**EXERCISE OBJECTIVE**
Write out again exactly the lines from the one containing "What React, TypeScript" through the one containing "import React from", both included, and omit the pictures.

**DATA PROVIDED**
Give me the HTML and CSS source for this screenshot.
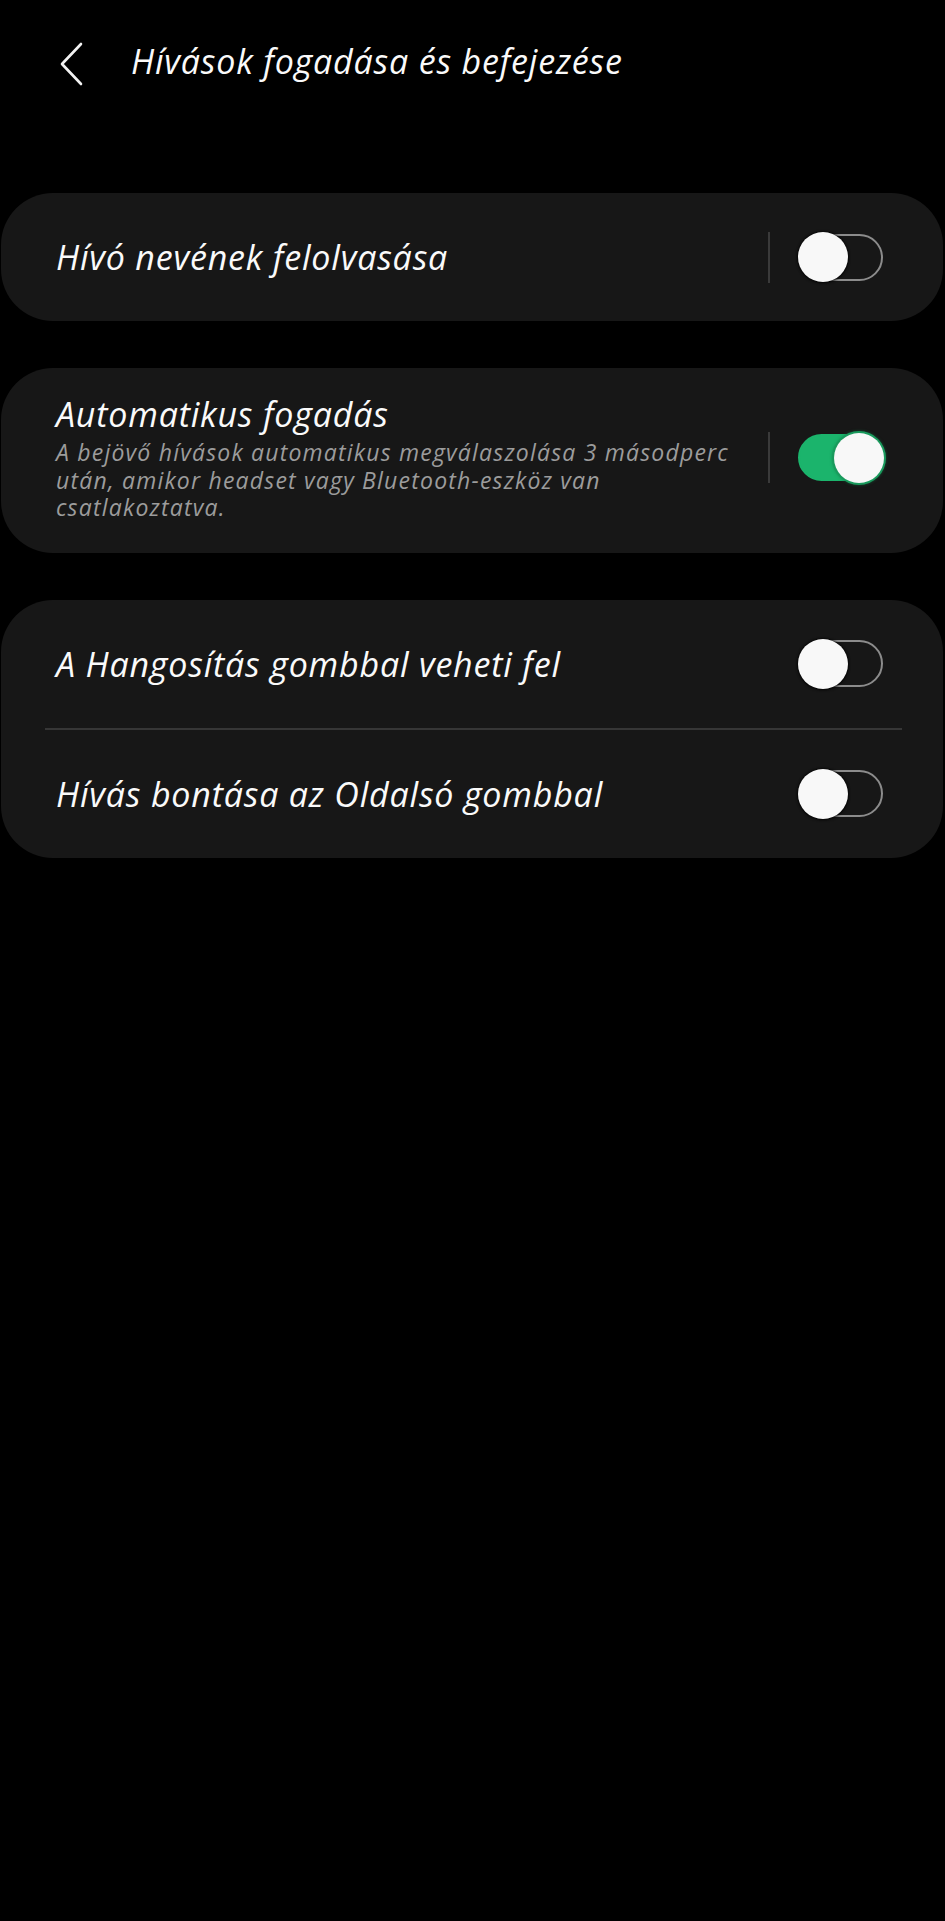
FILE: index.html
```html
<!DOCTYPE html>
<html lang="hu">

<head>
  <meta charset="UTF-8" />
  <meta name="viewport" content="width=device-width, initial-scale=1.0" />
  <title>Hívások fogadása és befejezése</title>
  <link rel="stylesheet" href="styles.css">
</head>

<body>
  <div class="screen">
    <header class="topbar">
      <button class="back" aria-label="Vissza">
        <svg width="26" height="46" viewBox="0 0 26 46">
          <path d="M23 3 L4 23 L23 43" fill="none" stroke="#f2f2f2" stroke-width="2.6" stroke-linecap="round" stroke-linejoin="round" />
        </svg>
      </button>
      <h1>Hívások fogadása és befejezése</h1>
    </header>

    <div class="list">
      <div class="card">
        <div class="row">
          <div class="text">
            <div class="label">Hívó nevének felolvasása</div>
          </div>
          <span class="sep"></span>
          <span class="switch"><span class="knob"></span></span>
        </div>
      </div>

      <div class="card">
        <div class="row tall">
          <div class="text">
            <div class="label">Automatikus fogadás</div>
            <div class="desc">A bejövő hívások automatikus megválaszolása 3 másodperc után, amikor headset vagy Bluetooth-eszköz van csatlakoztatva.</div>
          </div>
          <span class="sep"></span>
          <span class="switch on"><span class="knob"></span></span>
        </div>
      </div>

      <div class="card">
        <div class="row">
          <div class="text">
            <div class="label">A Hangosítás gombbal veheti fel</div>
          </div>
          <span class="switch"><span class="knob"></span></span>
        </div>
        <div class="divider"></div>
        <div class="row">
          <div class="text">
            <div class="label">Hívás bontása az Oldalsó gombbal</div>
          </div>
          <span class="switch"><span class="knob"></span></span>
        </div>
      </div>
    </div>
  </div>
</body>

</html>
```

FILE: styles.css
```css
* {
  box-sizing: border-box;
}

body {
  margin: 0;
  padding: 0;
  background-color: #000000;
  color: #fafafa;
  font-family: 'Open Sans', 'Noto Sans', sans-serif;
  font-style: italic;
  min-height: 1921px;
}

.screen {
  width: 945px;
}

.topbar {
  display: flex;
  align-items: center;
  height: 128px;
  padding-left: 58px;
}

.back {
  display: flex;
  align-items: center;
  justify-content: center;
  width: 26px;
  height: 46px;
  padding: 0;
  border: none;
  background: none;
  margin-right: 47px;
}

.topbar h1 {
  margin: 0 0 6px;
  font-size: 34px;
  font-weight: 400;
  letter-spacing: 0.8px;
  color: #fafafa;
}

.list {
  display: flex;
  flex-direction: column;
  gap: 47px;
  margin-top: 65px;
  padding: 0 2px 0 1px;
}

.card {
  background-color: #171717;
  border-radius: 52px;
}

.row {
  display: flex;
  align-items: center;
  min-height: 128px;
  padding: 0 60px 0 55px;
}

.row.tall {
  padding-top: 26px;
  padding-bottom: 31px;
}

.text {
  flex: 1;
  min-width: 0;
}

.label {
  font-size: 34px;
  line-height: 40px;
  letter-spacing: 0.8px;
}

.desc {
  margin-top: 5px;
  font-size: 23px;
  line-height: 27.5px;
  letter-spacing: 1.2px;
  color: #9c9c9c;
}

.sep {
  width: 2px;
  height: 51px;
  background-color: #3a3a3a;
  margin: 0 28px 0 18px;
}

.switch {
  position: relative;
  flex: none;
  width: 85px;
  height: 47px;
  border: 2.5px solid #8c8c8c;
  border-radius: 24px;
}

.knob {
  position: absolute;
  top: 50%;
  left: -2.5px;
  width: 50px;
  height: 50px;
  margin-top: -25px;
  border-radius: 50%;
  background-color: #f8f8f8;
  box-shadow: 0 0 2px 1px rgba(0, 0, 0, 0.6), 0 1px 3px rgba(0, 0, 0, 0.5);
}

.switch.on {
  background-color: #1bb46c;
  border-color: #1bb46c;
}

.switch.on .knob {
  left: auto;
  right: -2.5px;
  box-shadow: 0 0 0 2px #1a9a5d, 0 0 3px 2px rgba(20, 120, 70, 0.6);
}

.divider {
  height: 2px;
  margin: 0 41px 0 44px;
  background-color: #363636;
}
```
---
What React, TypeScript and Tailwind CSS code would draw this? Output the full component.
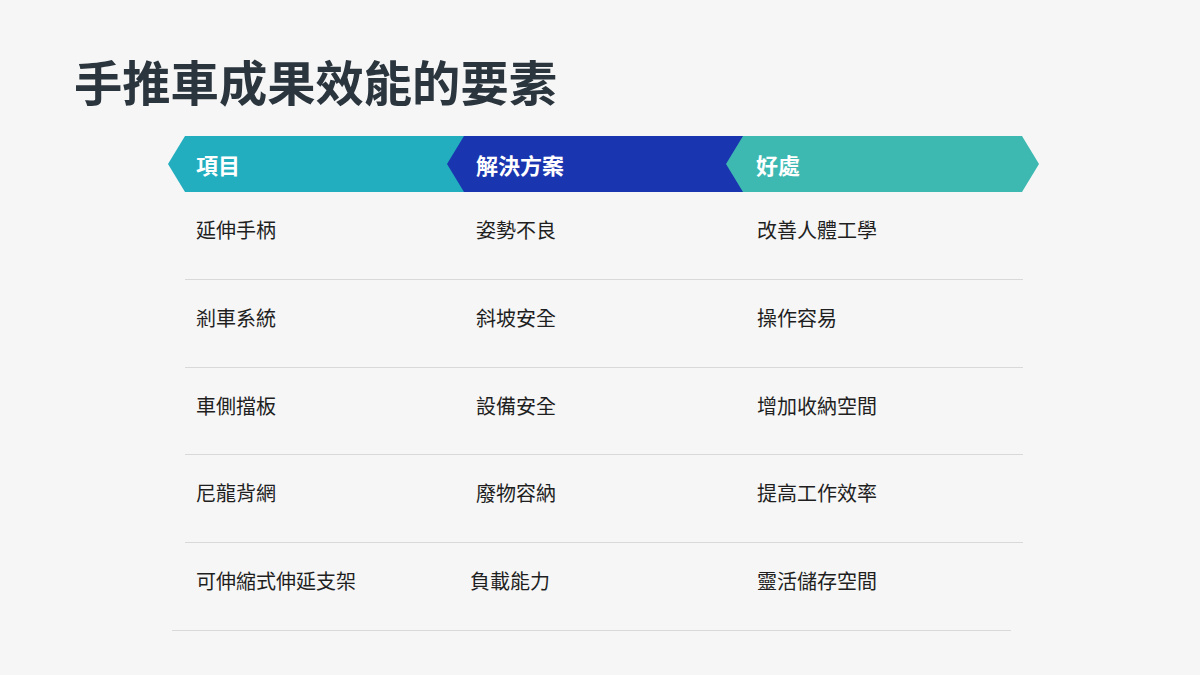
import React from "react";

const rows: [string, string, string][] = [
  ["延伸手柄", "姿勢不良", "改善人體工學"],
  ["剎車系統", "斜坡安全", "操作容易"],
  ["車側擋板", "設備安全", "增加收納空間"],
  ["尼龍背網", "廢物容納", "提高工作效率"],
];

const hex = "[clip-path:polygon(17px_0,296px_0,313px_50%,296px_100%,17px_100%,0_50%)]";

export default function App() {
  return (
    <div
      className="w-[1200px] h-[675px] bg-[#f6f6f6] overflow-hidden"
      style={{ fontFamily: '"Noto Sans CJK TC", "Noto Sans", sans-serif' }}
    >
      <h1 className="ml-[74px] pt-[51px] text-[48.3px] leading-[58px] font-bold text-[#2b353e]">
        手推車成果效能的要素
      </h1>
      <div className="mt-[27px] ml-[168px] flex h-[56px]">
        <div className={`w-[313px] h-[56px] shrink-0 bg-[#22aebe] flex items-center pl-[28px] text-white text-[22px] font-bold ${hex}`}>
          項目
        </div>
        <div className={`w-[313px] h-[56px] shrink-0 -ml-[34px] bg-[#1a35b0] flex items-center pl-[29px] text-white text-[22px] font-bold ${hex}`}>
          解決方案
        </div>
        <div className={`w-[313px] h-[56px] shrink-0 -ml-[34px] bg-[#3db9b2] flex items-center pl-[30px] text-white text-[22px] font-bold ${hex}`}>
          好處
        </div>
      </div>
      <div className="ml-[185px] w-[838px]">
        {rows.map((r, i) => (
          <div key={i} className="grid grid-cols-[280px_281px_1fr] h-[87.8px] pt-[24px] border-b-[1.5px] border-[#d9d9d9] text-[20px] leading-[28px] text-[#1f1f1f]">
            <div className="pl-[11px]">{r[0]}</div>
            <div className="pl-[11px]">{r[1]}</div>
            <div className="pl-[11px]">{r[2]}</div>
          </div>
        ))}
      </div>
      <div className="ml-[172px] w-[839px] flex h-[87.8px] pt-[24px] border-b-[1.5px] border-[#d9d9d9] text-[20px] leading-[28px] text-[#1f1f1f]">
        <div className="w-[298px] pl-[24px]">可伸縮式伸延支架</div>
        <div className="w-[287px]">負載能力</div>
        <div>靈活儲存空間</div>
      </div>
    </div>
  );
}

**OUTPUT**
What React, TypeScript and Tailwind CSS code would draw this? Output the full component.
import React from "react";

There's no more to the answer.